## DATA
################

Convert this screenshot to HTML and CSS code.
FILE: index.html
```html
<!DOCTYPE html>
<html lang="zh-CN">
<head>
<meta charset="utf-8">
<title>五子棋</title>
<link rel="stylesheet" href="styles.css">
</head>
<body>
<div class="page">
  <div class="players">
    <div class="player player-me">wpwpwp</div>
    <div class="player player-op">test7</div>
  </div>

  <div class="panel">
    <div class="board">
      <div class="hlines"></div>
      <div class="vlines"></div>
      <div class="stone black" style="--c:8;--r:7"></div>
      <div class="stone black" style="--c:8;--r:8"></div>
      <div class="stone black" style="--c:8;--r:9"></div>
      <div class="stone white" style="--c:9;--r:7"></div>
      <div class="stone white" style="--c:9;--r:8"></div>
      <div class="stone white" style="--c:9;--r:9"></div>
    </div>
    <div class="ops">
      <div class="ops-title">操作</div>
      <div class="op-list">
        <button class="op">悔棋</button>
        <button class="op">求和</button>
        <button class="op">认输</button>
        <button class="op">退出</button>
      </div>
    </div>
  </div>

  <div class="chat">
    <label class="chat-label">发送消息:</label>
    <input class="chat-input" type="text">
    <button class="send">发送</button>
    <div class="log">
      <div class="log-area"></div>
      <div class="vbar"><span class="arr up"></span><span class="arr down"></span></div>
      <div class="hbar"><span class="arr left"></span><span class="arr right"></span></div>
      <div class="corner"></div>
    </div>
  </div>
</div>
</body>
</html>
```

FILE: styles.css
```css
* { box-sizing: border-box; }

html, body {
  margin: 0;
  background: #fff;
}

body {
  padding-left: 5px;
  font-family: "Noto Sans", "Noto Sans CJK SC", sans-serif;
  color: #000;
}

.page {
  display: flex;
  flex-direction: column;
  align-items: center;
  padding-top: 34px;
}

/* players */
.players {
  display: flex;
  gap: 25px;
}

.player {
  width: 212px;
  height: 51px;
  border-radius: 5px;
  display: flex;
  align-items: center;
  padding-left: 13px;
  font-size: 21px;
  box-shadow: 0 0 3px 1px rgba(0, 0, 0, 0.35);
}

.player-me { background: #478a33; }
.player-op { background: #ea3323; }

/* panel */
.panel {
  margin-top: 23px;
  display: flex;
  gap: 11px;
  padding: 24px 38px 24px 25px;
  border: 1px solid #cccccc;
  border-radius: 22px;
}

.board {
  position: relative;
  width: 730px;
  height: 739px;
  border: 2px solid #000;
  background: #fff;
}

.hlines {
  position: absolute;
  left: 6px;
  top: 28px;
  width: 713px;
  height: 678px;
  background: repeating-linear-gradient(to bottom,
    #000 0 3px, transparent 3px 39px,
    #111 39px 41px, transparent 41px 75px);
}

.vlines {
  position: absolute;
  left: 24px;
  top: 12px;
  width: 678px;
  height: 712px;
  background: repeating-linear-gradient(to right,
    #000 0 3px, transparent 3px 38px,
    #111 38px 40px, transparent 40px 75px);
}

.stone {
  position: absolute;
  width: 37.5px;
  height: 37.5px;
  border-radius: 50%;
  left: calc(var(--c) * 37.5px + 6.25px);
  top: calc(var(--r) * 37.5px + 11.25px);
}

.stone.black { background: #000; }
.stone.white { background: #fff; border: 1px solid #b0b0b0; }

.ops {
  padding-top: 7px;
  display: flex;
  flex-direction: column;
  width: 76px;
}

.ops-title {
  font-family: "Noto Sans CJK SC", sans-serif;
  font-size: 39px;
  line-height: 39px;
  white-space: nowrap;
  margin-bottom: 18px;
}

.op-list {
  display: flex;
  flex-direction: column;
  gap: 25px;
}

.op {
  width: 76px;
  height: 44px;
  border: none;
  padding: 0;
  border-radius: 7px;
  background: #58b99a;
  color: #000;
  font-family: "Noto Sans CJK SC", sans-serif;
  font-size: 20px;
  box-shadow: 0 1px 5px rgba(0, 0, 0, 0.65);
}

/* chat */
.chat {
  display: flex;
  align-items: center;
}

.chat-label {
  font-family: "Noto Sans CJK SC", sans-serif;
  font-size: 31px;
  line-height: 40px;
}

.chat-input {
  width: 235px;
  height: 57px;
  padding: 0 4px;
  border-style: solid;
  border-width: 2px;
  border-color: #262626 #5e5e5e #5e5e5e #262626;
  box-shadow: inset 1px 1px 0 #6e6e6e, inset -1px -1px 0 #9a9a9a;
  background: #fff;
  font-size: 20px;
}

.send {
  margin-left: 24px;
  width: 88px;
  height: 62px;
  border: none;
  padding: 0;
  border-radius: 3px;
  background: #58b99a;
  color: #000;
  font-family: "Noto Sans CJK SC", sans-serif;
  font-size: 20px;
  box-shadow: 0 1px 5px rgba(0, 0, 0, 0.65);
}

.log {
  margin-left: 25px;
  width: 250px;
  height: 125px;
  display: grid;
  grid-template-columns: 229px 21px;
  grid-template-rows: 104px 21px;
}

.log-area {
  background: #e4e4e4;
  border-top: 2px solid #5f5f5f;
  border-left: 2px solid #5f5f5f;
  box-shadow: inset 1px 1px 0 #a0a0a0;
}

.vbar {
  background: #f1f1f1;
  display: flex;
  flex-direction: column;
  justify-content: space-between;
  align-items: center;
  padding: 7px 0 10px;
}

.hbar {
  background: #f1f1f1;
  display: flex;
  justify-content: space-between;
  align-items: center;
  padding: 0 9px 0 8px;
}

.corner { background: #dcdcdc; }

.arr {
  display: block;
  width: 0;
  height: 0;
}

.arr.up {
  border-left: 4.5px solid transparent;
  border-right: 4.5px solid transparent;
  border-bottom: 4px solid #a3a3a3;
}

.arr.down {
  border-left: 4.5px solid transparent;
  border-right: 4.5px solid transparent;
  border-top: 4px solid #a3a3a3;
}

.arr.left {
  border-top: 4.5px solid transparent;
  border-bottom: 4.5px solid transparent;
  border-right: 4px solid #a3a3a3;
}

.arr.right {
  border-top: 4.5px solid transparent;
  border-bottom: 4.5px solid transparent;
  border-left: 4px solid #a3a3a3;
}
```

################

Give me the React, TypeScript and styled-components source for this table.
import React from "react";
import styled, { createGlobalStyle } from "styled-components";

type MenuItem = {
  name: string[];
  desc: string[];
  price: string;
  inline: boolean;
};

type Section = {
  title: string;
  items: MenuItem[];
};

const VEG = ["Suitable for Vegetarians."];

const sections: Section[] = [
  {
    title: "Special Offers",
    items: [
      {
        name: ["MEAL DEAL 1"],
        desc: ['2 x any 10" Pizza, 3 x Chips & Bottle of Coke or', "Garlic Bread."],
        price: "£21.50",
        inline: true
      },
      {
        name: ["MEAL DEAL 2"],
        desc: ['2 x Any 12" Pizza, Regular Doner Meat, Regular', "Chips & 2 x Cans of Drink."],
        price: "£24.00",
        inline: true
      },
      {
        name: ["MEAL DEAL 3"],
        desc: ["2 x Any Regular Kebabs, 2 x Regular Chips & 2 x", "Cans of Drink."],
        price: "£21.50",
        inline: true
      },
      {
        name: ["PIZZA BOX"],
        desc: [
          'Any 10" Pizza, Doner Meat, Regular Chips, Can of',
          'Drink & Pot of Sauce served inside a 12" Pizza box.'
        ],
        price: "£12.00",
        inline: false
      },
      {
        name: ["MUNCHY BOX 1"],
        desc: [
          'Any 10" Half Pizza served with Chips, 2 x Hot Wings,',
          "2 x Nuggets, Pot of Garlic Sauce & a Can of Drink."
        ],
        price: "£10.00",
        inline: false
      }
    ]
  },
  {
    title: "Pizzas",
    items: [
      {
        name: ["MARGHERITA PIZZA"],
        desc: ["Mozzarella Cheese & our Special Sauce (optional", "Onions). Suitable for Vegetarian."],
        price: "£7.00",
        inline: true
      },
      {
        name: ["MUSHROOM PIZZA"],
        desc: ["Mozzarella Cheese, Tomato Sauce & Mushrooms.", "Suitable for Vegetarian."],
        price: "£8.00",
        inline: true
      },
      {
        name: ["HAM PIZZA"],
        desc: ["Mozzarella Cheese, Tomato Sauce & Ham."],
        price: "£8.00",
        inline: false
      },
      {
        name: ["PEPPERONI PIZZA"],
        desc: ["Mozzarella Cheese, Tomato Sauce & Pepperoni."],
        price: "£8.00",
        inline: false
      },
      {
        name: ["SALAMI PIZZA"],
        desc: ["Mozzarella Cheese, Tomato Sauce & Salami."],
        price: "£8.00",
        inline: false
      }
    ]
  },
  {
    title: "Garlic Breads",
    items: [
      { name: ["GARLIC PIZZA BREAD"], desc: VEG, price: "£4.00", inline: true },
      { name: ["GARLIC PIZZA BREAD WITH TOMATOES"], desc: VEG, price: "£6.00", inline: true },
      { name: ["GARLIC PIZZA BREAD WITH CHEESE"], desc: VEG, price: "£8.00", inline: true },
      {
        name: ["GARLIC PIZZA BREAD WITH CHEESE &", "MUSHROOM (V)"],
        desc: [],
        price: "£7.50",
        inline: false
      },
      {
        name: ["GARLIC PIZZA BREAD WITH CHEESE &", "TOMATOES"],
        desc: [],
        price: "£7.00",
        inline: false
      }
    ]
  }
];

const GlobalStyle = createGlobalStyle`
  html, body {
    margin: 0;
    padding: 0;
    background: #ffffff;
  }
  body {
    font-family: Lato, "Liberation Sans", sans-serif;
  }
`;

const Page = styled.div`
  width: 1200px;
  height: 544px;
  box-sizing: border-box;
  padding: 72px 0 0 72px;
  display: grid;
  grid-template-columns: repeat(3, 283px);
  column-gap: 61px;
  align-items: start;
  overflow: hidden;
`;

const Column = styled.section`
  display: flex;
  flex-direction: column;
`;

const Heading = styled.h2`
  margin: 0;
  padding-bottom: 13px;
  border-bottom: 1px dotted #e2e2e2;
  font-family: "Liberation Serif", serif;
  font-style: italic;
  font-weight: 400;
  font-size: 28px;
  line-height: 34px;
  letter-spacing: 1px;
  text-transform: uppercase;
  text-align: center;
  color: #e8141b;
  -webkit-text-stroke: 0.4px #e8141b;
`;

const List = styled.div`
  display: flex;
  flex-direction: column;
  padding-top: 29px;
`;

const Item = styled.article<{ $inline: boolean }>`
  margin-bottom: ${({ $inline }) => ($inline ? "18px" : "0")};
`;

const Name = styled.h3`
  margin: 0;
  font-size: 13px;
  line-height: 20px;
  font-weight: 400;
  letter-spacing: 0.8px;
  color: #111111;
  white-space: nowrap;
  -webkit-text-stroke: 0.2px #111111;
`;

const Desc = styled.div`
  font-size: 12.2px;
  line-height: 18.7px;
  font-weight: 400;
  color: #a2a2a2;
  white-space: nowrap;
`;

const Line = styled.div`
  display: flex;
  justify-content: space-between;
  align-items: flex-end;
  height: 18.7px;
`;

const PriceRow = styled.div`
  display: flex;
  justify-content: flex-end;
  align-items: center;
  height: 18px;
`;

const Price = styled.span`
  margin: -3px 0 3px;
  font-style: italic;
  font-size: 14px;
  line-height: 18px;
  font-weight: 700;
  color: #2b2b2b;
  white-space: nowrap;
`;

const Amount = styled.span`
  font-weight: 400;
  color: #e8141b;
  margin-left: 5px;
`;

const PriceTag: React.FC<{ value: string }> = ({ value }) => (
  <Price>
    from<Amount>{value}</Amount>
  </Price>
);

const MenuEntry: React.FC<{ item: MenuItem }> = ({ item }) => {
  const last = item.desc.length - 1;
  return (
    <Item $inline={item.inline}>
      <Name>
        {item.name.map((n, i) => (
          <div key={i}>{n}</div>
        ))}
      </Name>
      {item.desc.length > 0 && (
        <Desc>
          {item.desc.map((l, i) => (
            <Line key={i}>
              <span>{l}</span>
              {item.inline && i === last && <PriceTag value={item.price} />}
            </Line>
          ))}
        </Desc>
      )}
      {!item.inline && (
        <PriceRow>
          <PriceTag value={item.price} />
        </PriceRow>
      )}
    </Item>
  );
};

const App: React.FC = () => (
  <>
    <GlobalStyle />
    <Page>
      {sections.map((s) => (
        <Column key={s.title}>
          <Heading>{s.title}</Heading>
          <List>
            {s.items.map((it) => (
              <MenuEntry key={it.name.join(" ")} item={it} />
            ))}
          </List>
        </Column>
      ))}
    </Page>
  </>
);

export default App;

################

Gather all lines of the records that include the word "components".

Give me the React, TypeScript and styled-components source for this table.
import styled, { createGlobalStyle } from "styled-components";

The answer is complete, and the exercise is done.